◆ Stated exercise ◆
Reproduce all of the data below without alteration; exclude every picture.

◆ Stored data ◆

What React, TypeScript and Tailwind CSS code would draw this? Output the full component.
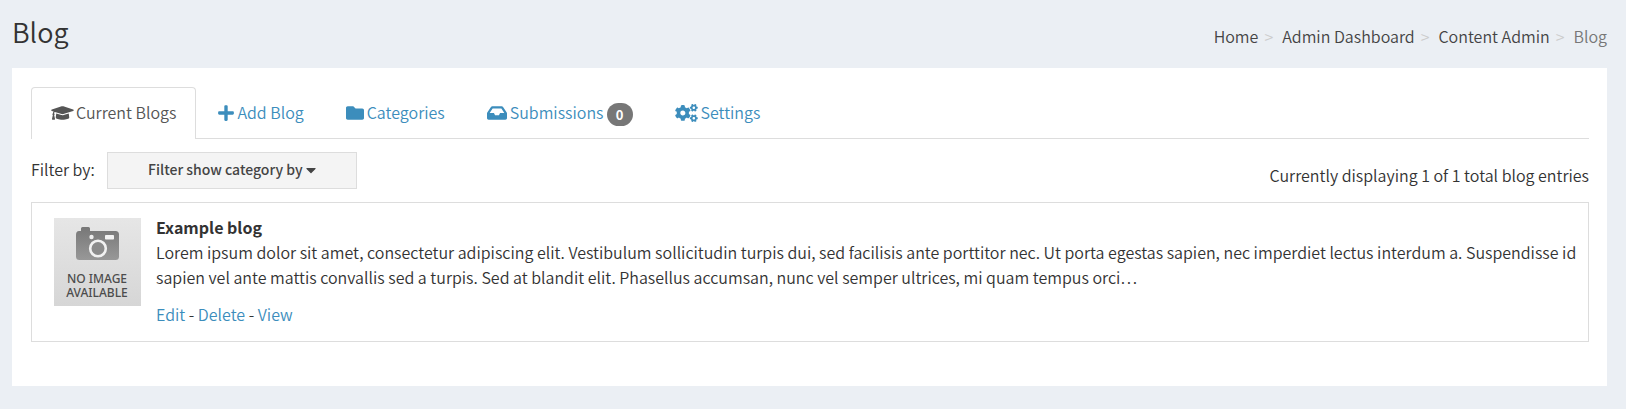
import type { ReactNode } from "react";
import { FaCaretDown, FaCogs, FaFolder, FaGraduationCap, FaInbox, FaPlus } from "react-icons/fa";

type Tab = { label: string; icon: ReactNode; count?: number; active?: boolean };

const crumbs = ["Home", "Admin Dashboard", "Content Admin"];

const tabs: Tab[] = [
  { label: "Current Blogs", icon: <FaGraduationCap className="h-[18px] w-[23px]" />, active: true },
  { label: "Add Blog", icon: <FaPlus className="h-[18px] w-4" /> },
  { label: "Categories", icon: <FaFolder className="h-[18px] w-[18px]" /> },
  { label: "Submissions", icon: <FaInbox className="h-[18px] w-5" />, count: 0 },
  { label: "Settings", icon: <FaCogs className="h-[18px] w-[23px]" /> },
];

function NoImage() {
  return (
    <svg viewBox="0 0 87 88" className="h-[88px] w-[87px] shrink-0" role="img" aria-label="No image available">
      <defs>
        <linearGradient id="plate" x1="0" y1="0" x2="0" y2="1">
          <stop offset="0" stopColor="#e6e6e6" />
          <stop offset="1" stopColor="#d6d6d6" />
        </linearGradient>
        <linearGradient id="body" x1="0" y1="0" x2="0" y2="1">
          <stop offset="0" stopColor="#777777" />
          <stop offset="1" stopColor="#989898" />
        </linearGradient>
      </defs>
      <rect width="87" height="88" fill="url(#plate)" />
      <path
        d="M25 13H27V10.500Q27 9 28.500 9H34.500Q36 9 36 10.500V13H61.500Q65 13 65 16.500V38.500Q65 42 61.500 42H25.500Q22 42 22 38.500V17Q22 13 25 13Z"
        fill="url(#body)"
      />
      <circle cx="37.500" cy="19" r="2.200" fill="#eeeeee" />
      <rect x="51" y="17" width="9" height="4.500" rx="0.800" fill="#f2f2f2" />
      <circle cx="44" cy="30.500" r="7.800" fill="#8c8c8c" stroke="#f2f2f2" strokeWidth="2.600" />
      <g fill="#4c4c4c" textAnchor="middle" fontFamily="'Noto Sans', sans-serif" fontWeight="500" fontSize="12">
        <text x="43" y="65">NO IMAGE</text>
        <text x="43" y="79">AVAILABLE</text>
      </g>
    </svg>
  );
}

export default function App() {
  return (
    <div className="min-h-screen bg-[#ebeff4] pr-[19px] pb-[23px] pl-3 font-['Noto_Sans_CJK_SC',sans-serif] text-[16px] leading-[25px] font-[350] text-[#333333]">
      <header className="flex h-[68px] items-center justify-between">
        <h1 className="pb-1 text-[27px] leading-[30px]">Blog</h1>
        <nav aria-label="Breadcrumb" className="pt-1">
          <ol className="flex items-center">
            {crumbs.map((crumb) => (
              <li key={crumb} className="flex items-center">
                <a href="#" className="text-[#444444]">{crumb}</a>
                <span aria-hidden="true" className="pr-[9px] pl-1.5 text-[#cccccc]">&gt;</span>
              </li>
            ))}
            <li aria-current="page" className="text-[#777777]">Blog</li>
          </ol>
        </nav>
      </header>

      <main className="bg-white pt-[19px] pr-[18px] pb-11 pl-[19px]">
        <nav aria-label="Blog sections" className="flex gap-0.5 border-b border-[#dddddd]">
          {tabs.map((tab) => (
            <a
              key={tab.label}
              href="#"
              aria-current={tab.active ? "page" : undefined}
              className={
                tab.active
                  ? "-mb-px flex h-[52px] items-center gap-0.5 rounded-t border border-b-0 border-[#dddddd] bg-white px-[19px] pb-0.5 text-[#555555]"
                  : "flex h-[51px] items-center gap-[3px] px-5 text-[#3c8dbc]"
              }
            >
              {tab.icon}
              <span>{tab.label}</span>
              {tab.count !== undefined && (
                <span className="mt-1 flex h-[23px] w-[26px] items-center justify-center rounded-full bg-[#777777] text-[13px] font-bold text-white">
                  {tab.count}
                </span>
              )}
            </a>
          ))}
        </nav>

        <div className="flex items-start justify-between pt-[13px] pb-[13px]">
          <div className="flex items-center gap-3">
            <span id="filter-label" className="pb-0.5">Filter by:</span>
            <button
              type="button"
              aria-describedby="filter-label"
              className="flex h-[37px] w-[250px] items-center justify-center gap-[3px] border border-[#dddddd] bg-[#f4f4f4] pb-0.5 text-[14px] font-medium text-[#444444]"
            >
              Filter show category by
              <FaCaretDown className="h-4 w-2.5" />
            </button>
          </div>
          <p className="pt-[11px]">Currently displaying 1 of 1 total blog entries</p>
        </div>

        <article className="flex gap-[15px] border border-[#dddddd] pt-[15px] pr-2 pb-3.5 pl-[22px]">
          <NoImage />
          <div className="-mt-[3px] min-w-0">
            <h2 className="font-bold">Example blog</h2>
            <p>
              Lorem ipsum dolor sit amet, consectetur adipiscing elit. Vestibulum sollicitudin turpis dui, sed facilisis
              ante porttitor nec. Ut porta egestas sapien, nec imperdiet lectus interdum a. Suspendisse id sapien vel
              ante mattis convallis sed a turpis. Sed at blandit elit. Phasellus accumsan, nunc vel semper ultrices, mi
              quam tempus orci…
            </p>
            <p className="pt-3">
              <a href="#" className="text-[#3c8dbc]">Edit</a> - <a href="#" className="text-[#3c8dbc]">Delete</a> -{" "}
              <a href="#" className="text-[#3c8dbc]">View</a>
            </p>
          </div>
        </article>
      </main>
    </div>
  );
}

◆ Answer for this exercise ◆
What React, TypeScript and Tailwind CSS code would draw this? Output the full component.
import type { ReactNode } from "react";
import { FaCaretDown, FaCogs, FaFolder, FaGraduationCap, FaInbox, FaPlus } from "react-icons/fa";

type Tab = { label: string; icon: ReactNode; count?: number; active?: boolean };

const crumbs = ["Home", "Admin Dashboard", "Content Admin"];

const tabs: Tab[] = [
  { label: "Current Blogs", icon: <FaGraduationCap className="h-[18px] w-[23px]" />, active: true },
  { label: "Add Blog", icon: <FaPlus className="h-[18px] w-4" /> },
  { label: "Categories", icon: <FaFolder className="h-[18px] w-[18px]" /> },
  { label: "Submissions", icon: <FaInbox className="h-[18px] w-5" />, count: 0 },
  { label: "Settings", icon: <FaCogs className="h-[18px] w-[23px]" /> },
];

function NoImage() {
  return (
    <svg viewBox="0 0 87 88" className="h-[88px] w-[87px] shrink-0" role="img" aria-label="No image available">
      <defs>
        <linearGradient id="plate" x1="0" y1="0" x2="0" y2="1">
          <stop offset="0" stopColor="#e6e6e6" />
          <stop offset="1" stopColor="#d6d6d6" />
        </linearGradient>
        <linearGradient id="body" x1="0" y1="0" x2="0" y2="1">
          <stop offset="0" stopColor="#777777" />
          <stop offset="1" stopColor="#989898" />
        </linearGradient>
      </defs>
      <rect width="87" height="88" fill="url(#plate)" />
      <path
        d="M25 13H27V10.500Q27 9 28.500 9H34.500Q36 9 36 10.500V13H61.500Q65 13 65 16.500V38.500Q65 42 61.500 42H25.500Q22 42 22 38.500V17Q22 13 25 13Z"
        fill="url(#body)"
      />
      <circle cx="37.500" cy="19" r="2.200" fill="#eeeeee" />
      <rect x="51" y="17" width="9" height="4.500" rx="0.800" fill="#f2f2f2" />
      <circle cx="44" cy="30.500" r="7.800" fill="#8c8c8c" stroke="#f2f2f2" strokeWidth="2.600" />
      <g fill="#4c4c4c" textAnchor="middle" fontFamily="'Noto Sans', sans-serif" fontWeight="500" fontSize="12">
        <text x="43" y="65">NO IMAGE</text>
        <text x="43" y="79">AVAILABLE</text>
      </g>
    </svg>
  );
}

export default function App() {
  return (
    <div className="min-h-screen bg-[#ebeff4] pr-[19px] pb-[23px] pl-3 font-['Noto_Sans_CJK_SC',sans-serif] text-[16px] leading-[25px] font-[350] text-[#333333]">
      <header className="flex h-[68px] items-center justify-between">
        <h1 className="pb-1 text-[27px] leading-[30px]">Blog</h1>
        <nav aria-label="Breadcrumb" className="pt-1">
          <ol className="flex items-center">
            {crumbs.map((crumb) => (
              <li key={crumb} className="flex items-center">
                <a href="#" className="text-[#444444]">{crumb}</a>
                <span aria-hidden="true" className="pr-[9px] pl-1.5 text-[#cccccc]">&gt;</span>
              </li>
            ))}
            <li aria-current="page" className="text-[#777777]">Blog</li>
          </ol>
        </nav>
      </header>

      <main className="bg-white pt-[19px] pr-[18px] pb-11 pl-[19px]">
        <nav aria-label="Blog sections" className="flex gap-0.5 border-b border-[#dddddd]">
          {tabs.map((tab) => (
            <a
              key={tab.label}
              href="#"
              aria-current={tab.active ? "page" : undefined}
              className={
                tab.active
                  ? "-mb-px flex h-[52px] items-center gap-0.5 rounded-t border border-b-0 border-[#dddddd] bg-white px-[19px] pb-0.5 text-[#555555]"
                  : "flex h-[51px] items-center gap-[3px] px-5 text-[#3c8dbc]"
              }
            >
              {tab.icon}
              <span>{tab.label}</span>
              {tab.count !== undefined && (
                <span className="mt-1 flex h-[23px] w-[26px] items-center justify-center rounded-full bg-[#777777] text-[13px] font-bold text-white">
                  {tab.count}
                </span>
              )}
            </a>
          ))}
        </nav>

        <div className="flex items-start justify-between pt-[13px] pb-[13px]">
          <div className="flex items-center gap-3">
            <span id="filter-label" className="pb-0.5">Filter by:</span>
            <button
              type="button"
              aria-describedby="filter-label"
              className="flex h-[37px] w-[250px] items-center justify-center gap-[3px] border border-[#dddddd] bg-[#f4f4f4] pb-0.5 text-[14px] font-medium text-[#444444]"
            >
              Filter show category by
              <FaCaretDown className="h-4 w-2.5" />
            </button>
          </div>
          <p className="pt-[11px]">Currently displaying 1 of 1 total blog entries</p>
        </div>

        <article className="flex gap-[15px] border border-[#dddddd] pt-[15px] pr-2 pb-3.5 pl-[22px]">
          <NoImage />
          <div className="-mt-[3px] min-w-0">
            <h2 className="font-bold">Example blog</h2>
            <p>
              Lorem ipsum dolor sit amet, consectetur adipiscing elit. Vestibulum sollicitudin turpis dui, sed facilisis
              ante porttitor nec. Ut porta egestas sapien, nec imperdiet lectus interdum a. Suspendisse id sapien vel
              ante mattis convallis sed a turpis. Sed at blandit elit. Phasellus accumsan, nunc vel semper ultrices, mi
              quam tempus orci…
            </p>
            <p className="pt-3">
              <a href="#" className="text-[#3c8dbc]">Edit</a> - <a href="#" className="text-[#3c8dbc]">Delete</a> -{" "}
              <a href="#" className="text-[#3c8dbc]">View</a>
            </p>
          </div>
        </article>
      </main>
    </div>
  );
}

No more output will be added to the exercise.